Brian Ardinger: Let’s talk a little bit about technology and how that has evolved to enable folks like yourself to create and compete against the biggest brands and biggest companies in the world. Talk a little bit about the technology aspect of entrepreneurship.

Brendan Synnott: It’s getting cheaper and cheaper to go build businesses. That’s the biggest thing. I started Bear Naked in 2002. We’re 15 years past that and just the cost of having even cell phones back then, or actually we had Blackberries, to today where you can stand up an e-commerce platform and stand up a major advertising platform with Facebook or Shopify or whatever it may be so quickly, so cheaply, and allow you to carve out whatever niche that you want to generate.

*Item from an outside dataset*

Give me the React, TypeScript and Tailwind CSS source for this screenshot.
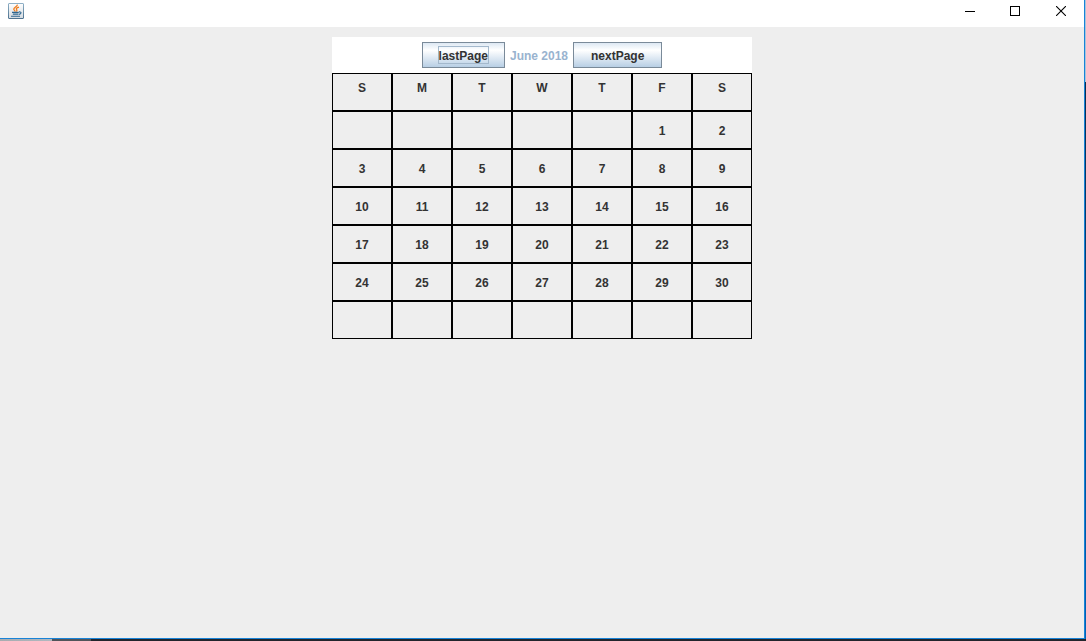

It’s getting cheaper and cheaper to go build businesses.

And it allows you to stand these businesses up. And because the cap backs associated with building the businesses is so much smaller than it used to be. You don’t have necessarily the demands of having huge scale in order to pay off from it, which is just creating so many opportunities for small people that want to build businesses they believe in and it enables it. It’s so awesome to watch, and I think ultimately so great as a consumer sitting on the other side of it because you get so many innovative people thinking about how to create innovative solutions for you and they can deliver them to you.

Corporate Innovation & Startups

Brian Ardinger: You mentioned corporate innovation with these bigger farms not being able to compete with the newer, more nimble startups out there. Why do you think that’s happening? Or what do you see as far as corporations either jumping into the space or trying to become more nimble?

Brendan Synnott: Corporations in the food space, if you look at Kellogg’s, their entire infrastructure is built around operating larger scale brands. They have these skills in order to really run those businesses well overall. But in terms of that fine motor skills of understanding how to manage growth in an entrepreneurial environment with limited resources, and less time to make decisions, that’s just a culture that they don’t have, which is why they ended up buying all these businesses.

We’ve sold four different food businesses to large companies over time, and they’ve tried to build them themselves. They set up incubator sometimes, now that a lot of them have venture funds, but ultimately I think they realized that the best thing they can do is partner with the brands, but get out of the way of the people that are running them.

Sourcing Innovation with Startups

Brian Ardinger: Right. Find the ones that are innovating faster and then somehow identify them and either partner and or acquire. Use that as their incubation lab.

Brendan Synnott: Exactly.

Good Entrepreneur Traits

Brian Ardinger: What are your thoughts on what makes a good entrepreneur?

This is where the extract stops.